Victorioso, Luis había ya licenciado su ejército y, según refiere el abad Regino, «debido a una invitación del obispo Adalhardo de Verona se encaminó a la mentada ciudad con un acompañamiento muy pequeño. Pero los ciudadanos se lo comunicaron con la mayor rapidez a Berengario, que por aquel tiempo vivía como desterrado en Baviera. Este marchó sin vacilar a Verona con tropas, que había reunido de todas partes, se adueñó con astucia del incauto varón y en la prisión le privó de la luz de los ojos».

«Durante el tiempo nocturno» abrieron las puertas de la ciudad a Berengario; a Luis III, cegado y que ciego sobreviviría casi un cuarto de siglo con el sobrenombre de «el Ciego» y, en la práctica, incapaz de gobernar, se le envió a Provenza, y a un sacerdote llamado Juan «Calzón corto» se le decapitó como cómplice. En 915 el propio Berengario llegó a ser emperador, mas para entonces en Italia no era más que un título honorífico y el cargo no pasaba de ser una farsa[42].

Todas las luchas aquí indicadas por el «regnum Italicum» reflejan el derrumbamiento de la dinastía carolingia. Todas aquellas campañas, conjuraciones y golpes de mano los llevaron a cabo representantes de las grandes familias francas que se declaraban católicos, los llevaron a cabo Arnulfo, Guido, Lamberto, Berengario, Luis el Ciego. Y todo ese hundimiento de la realeza carolingia tuvo como consecuencia un crecimiento continuo del poder episcopal, ¡como ya antes el ascenso de los reyes carolingios y como antes aún el ascenso y el fracaso de los reyes merovingios!

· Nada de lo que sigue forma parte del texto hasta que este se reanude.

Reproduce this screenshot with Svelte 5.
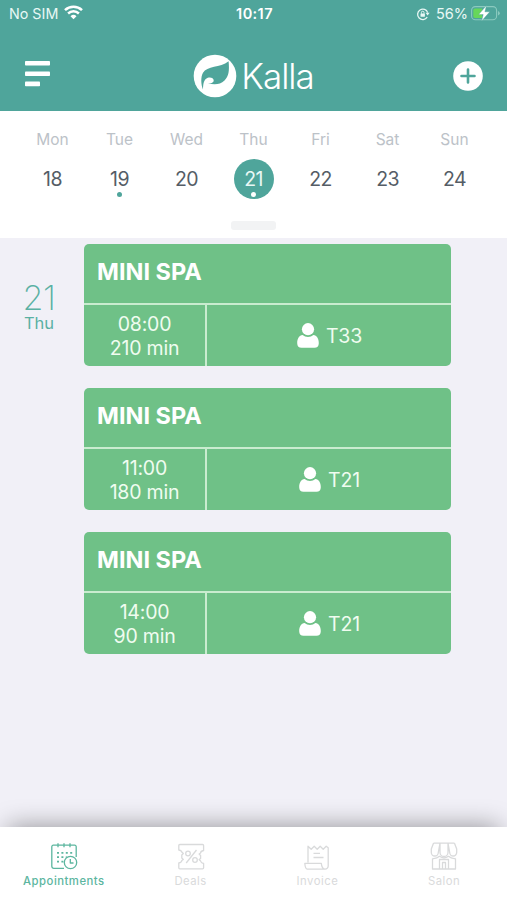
<script>
    const days = [
        { name: 'Mon', date: 18 },
        { name: 'Tue', date: 19, busy: true },
        { name: 'Wed', date: 20 },
        { name: 'Thu', date: 21, busy: true },
        { name: 'Fri', date: 22 },
        { name: 'Sat', date: 23 },
        { name: 'Sun', date: 24 },
    ];
    const appointments = [
        { title: 'MINI SPA', time: '08:00', duration: 210, client: 'T33' },
        { title: 'MINI SPA', time: '11:00', duration: 180, client: 'T21' },
        { title: 'MINI SPA', time: '14:00', duration: 90, client: 'T21' },
    ];
    const tabs = ['Appointments', 'Deals', 'Invoice', 'Salon'];
    let selected = 21;
    let activeTab = 'Appointments';
</script>

<main>
    <header>
        <div class="status">
            <div class="carrier">
                <span>No SIM</span>
                <svg width="19" height="15" viewBox="0 0 19 15" fill="none" stroke="#fff" stroke-width="2.5">
                    <path d="M1 5.2a12.3 12.3 0 0 1 17 0M4.1 8.5a7.8 7.8 0 0 1 10.8 0" />
                    <path d="M9.5 14.2 6.5 11.2a4.3 4.3 0 0 1 6 0z" fill="#fff" stroke="none" />
                </svg>
            </div>
            <span class="clock">10:17</span>
            <div class="power">
                <svg width="14" height="14" viewBox="0 0 14 14" fill="none" stroke="#e8f8f5" stroke-width="1.3">
                    <path d="M11.2 10.2a5.2 5.2 0 1 1 .5-4.6" />
                    <path d="M9.6 5.8h4l-2 2.8z" fill="#e8f8f5" stroke="none" />
                    <path d="M5.4 6.7V5.5a1.3 1.3 0 0 1 2.6 0v1.2" stroke-width="1" />
                    <rect x="4.5" y="6.4" width="4.4" height="3.3" rx=".5" fill="#e8f8f5" stroke="none" />
                </svg>
                <span class="percent">56%</span>
                <svg width="29" height="17" viewBox="0 0 29 17">
                    <rect x="0.6" y="1.6" width="25" height="13.2" rx="3.8" fill="none" stroke="#8bcabf" stroke-width="1.1" />
                    <path d="M4 3.5h7V13H4a1.7 1.7 0 0 1-1.7-1.7V5.2A1.7 1.7 0 0 1 4 3.5z" fill="#67d75a" />
                    <path d="M27 6v4.5q1.8-.7 1.8-2.2T27 6z" fill="#8bcabf" />
                    <path d="M15.5.5 7.6 9.6h4.6L10.600 16l8.200-9.200h-4.900z" fill="#fff" stroke="#4fa59b" stroke-width=".4" />
                </svg>
            </div>
        </div>
        <div class="bar">
            <button class="menu" aria-label="Menu">
                <svg width="26" height="26" viewBox="0 0 26 26" fill="#fff">
                    <rect width="25" height="4.6" rx=".8" />
                    <rect y="10.4" width="25" height="4.6" rx=".8" />
                    <rect y="20.6" width="15" height="4.6" rx=".8" />
                </svg>
            </button>
            <div class="logo">
                <svg width="44" height="44" viewBox="0 0 44 44">
                    <circle cx="22" cy="22" r="21.3" fill="#fff" />
                    <path d="M10 35.500C8 31 7.500 23 10 18.800C14 11.500 27 14 35.600 7.200C36.500 17 35.800 22 31.500 26.500C27 30.800 21 31 15 29.200C18 29.700 20.700 28.800 20.700 26.500C20.700 24 17.500 22.800 14.800 23.800C11 25.300 10.200 29 10 35.500z" fill="#4fa59b" />
                </svg>
                <span>Kalla</span>
            </div>
            <button aria-label="Add">
                <svg width="30" height="30" viewBox="0 0 30 30">
                    <circle cx="15" cy="15" r="14.8" fill="#fff" />
                    <path d="M15 8.5v13M8.5 15h13" stroke="#4fa59b" stroke-width="2.6" stroke-linecap="round" />
                </svg>
            </button>
        </div>
    </header>

    <section class="calendar">
        <div class="week">
            {#each days as day}
                <div class="day">
                    <span class="day-name">{day.name}</span>
                    <div class="date" class:selected={day.date === selected}>
                        <span>{day.date}</span>
                        {#if day.busy}<i class="dot"></i>{/if}
                    </div>
                </div>
            {/each}
        </div>
        <div class="knob"></div>
    </section>

    <section class="agenda">
        <div class="agenda-day">
            <span class="number">21</span>
            <span class="weekday">Thu</span>
        </div>
        <div class="list">
            {#each appointments as item}
                <article>
                    <h2>{item.title}</h2>
                    <div class="details">
                        <div class="time">
                            <span>{item.time}</span>
                            <span>{item.duration} min</span>
                        </div>
                        <div class="client">
                            <svg width="22" height="25" viewBox="0 0 22 25" fill="#fff">
                                <circle cx="11" cy="6.2" r="6.1" />
                                <path d="M5.6 12C2.200 12.300.2 15.800.2 20.200c0 3 1.700 4.600 4.300 4.600h13c2.600 0 4.300-1.600 4.300-4.600 0-4.400-2-7.900-5.400-8.200a8 8 0 0 1-10.800 0z" />
                            </svg>
                            <span>{item.client}</span>
                        </div>
                    </div>
                </article>
            {/each}
        </div>
    </section>

    <nav>
        {#each tabs as tab}
            <button class="tab" class:active={tab === activeTab} on:click={() => (activeTab = tab)}>
                <svg width="28" height="28" viewBox="0 0 28 28" fill="none" stroke="currentColor" stroke-width="1.3" stroke-linejoin="round">
                    {#if tab === 'Appointments'}
                        <path d="M14 26.3H3.800a2 2 0 0 1-2-2V4.700a1.500 1.500 0 0 1 1.500-1.500h21.400a1.500 1.500 0 0 1 1.500 1.500V15" />
                        <path d="M8 1.200v4M14 1.200v4M20 1.200v4" />
                        <path d="M7 10.800h2M11.400 10.800h2M15.800 10.800h2M20.200 10.800h2M7 15.200h2M11.400 15.200h2M7 19.600h2M11.400 19.600h2M15.800 15.200h1" stroke-width="1.7" />
                        <circle cx="20.5" cy="20.5" r="6.2" />
                        <path d="M20.300 17v4h3.200" />
                    {:else if tab === 'Deals'}
                        <path d="M1.800 3.500a1 1 0 0 1 1-1h22.800a1 1 0 0 1 1 1v5q-3 .5-3 2.500l-1.500 1 1.500 1.500v3l-1.500 1 1.500 1.500q.3 2 3 2.500v4.300a1 1 0 0 1-1 1H2.800a1 1 0 0 1-1-1V21q2.800-.5 3-2.500l1.500-1-1.500-1.500v-3l1.500-1.500-1.500-1.500q-.5-1.800-3-2z" />
                        <path d="m19.500 8-10.300 13" />
                        <circle cx="11" cy="11.5" r="2.3" />
                        <circle cx="18" cy="18" r="2.3" />
                    {:else if tab === 'Invoice'}
                        <path d="M5 20.500V4.200l3.200 3 3-3 3 3 3-3 3 3 3-3 2 1.500v18a3.200 3.200 0 0 1-3.200 3.500H4.300C2.500 27 2 24 1.800 21.300h16.500c.2 3.300 1.200 5.700 4 5.900" />
                        <path d="M10.500 11.300h6.500M10.500 15.500h10" />
                    {:else}
                        <path d="M3.500 1.200h21M3.500 1.200 1.300 7v3.500a3.500 3.500 0 0 0 7 0l1.700-9.300M10 1.200v9.300a4 4 0 0 0 8 0V1.200M18 1.200l1.700 9.300a3.500 3.500 0 0 0 7 0V7l-2.200-5.800" />
                        <path d="M2.500 16.500V27h7M25.500 16.500V27h-7M2.500 16.500q4 .5 7-2.200Q14 17.500 18.500 14.300q3 2.700 7 2.200M9.500 27v-9.500h9V27zM12.500 27v-6.500h3V27" />
                    {/if}
                </svg>
                <span>{tab}</span>
            </button>
        {/each}
    </nav>
</main>

<style>
    :global(body) {
        margin: 0;
    }
    main {
        display: flex;
        flex-direction: column;
        width: 507px;
        height: 900px;
        overflow: hidden;
        background: #f1f0f7;
        font-family: Inter, "Liberation Sans", sans-serif;
    }
    button {
        display: flex;
        padding: 0;
        border: none;
        background: none;
        font-family: inherit;
    }
    svg {
        display: block;
        flex: none;
    }
    header {
        height: 111px;
        flex: none;
        background: #4fa59b;
        color: #fff;
    }
    .status {
        display: grid;
        grid-template-columns: 1fr auto 1fr;
        align-items: center;
        height: 27px;
        padding: 0 7px 0 9px;
        font-size: 15px;
    }
    .carrier, .power {
        display: flex;
        align-items: center;
        color: #e8f8f5;
    }
    .carrier {
        gap: 6px;
        font-size: 14.3px;
    }
    .carrier svg {
        margin-top: -2px;
    }
    .clock {
        font-weight: 600;
        font-size: 14.5px;
        letter-spacing: 0.4px;
    }
    .power {
        justify-content: flex-end;
    }
    .percent {
        margin: 0 3px 0 6px;
        font-size: 14.5px;
    }
    .bar {
        display: flex;
        align-items: center;
        justify-content: space-between;
        height: 98px;
        padding: 0 24px 0 25px;
    }
    .menu {
        margin-bottom: 4px;
    }
    .logo {
        display: flex;
        align-items: center;
        gap: 4px;
        margin-left: 3px;
    }
    .logo span {
        font-size: 35px;
        font-weight: 300;
        line-height: 44px;
        letter-spacing: -1px;
    }
    .calendar {
        display: flex;
        flex-direction: column;
        align-items: center;
        justify-content: space-between;
        flex: none;
        height: 127px;
        padding: 19px 19px 8px;
        box-sizing: border-box;
        background: #fff;
    }
    .week {
        display: grid;
        grid-template-columns: repeat(7, 1fr);
        width: 100%;
    }
    .day {
        display: flex;
        flex-direction: column;
        align-items: center;
        gap: 9px;
    }
    .day-name {
        font-size: 15.5px;
        line-height: 20px;
        color: #bcc2c8;
    }
    .date {
        position: relative;
        width: 40px;
        height: 40px;
        border-radius: 50%;
        font-size: 19.5px;
        line-height: 41px;
        text-align: center;
        letter-spacing: -0.6px;
        color: #555d66;
    }
    .date.selected {
        background: #4fa59b;
        color: #e8f8f5;
    }
    .dot {
        position: absolute;
        left: 17.5px;
        bottom: 2.5px;
        width: 5px;
        height: 5px;
        border-radius: 50%;
        background: #4fa59b;
    }
    .selected .dot {
        background: #fff;
    }
    .knob {
        width: 45px;
        height: 9px;
        border-radius: 3px;
        background: #f2f3f4;
    }
    .agenda {
        display: flex;
        flex: 1;
        padding-top: 6px;
    }
    .agenda-day {
        display: flex;
        flex-direction: column;
        align-items: center;
        width: 78px;
        margin-right: 6px;
        padding-top: 37px;
        color: #5ab0a3;
    }
    .number {
        font-size: 34px;
        font-weight: 200;
        line-height: 34px;
        letter-spacing: -0.5px;
    }
    .weekday {
        font-size: 16.5px;
        line-height: 16px;
    }
    .list {
        display: flex;
        flex-direction: column;
        gap: 22px;
        width: 367px;
    }
    article {
        height: 122px;
        border-radius: 5px;
        background: #6fc187;
        color: #fff;
        overflow: hidden;
    }
    h2 {
        height: 59px;
        margin: 0;
        padding: 0 13px;
        font-size: 23.5px;
        font-weight: 700;
        line-height: 55px;
        letter-spacing: 0;
    }
    .details {
        display: flex;
        height: 61px;
        border-top: 2px solid #c9eccf;
        font-size: 19.5px;
    }
    .time {
        display: flex;
        flex-direction: column;
        align-items: center;
        justify-content: center;
        width: 121px;
        border-right: 2px solid #c9eccf;
        line-height: 24px;
    }
    .client {
        display: flex;
        flex: 1;
        align-items: center;
        justify-content: center;
        gap: 7px;
        padding-left: 1px;
    }
    .time, .client {
        color: #f0fcf0;
        letter-spacing: -0.2px;
    }
    nav {
        display: grid;
        grid-template-columns: repeat(4, 1fr);
        flex: none;
        height: 73px;
        background: #fff;
        box-shadow: 0 -8px 26px -8px rgba(0, 0, 0, 0.4);
    }
    .tab {
        flex-direction: column;
        align-items: center;
        padding: 15px 0 0 1px;
        gap: 4px;
        color: #d9dadb;
        font-size: 11.3px;
        line-height: 14px;
        letter-spacing: 0.5px;
    }
    .tab.active {
        color: #5cb69f;
        font-weight: 500;
    }
</style>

A todos sobrevivió el parasitismo perpetuo de la Iglesia. Donde otros se hundieron ella prosperó como siempre; y eso ocurrió también en esta época: mediante el otorgamiento de inmunidades, mediante el traspaso del poder de los missi imperiales (bajo Carlos el Calvo), mediante la acumulación de posesiones. Así, por ejemplo, bajo el gobierno de Guido ya el obispo de Módena se convirtió en el señor efectivo de la ciudad. Asimismo los prelados de Cremona, Parma, Piacenza y Mantua de hecho camparon por sus respetos, disponiendo sobre la autoridad de los condes y sobre la captación de impuestos. Berengario, cuyos archicancilleres fueron los obispos Adalhardo de Verona y Arding de Brescia, hizo todo tipo de concesiones a las iglesias por amor a los santos (y por la salvación de su alma). Y bajo Lamberto aún se incrementaron las grandes concesiones al clero. Las ciudades episcopales precisamente casi escaparon al influjo económico y administrativo de la realeza, cuyo poder fue también disminuyendo en consecuencia. «Anarquía, ausencia de derechos e inseguridad jurídica constituyen la nota característica de la época, crecen en el suelo de la estructura feudal de la sociedad, favorecidas por la debilidad y el cambio constante del poder central…» (L. M. Hartmann)[43].

Pero si el poder central era fuerte, asimismo se aprovecha la Ecclesia, eternamente oportunista. Y si el poder central era débil, el que se aprovechaba sobre todo era el clero eternamente ambicioso de poder, como lo enseña también la historia bajo el gobierno del hijo y sucesor del emperador Arnulfo.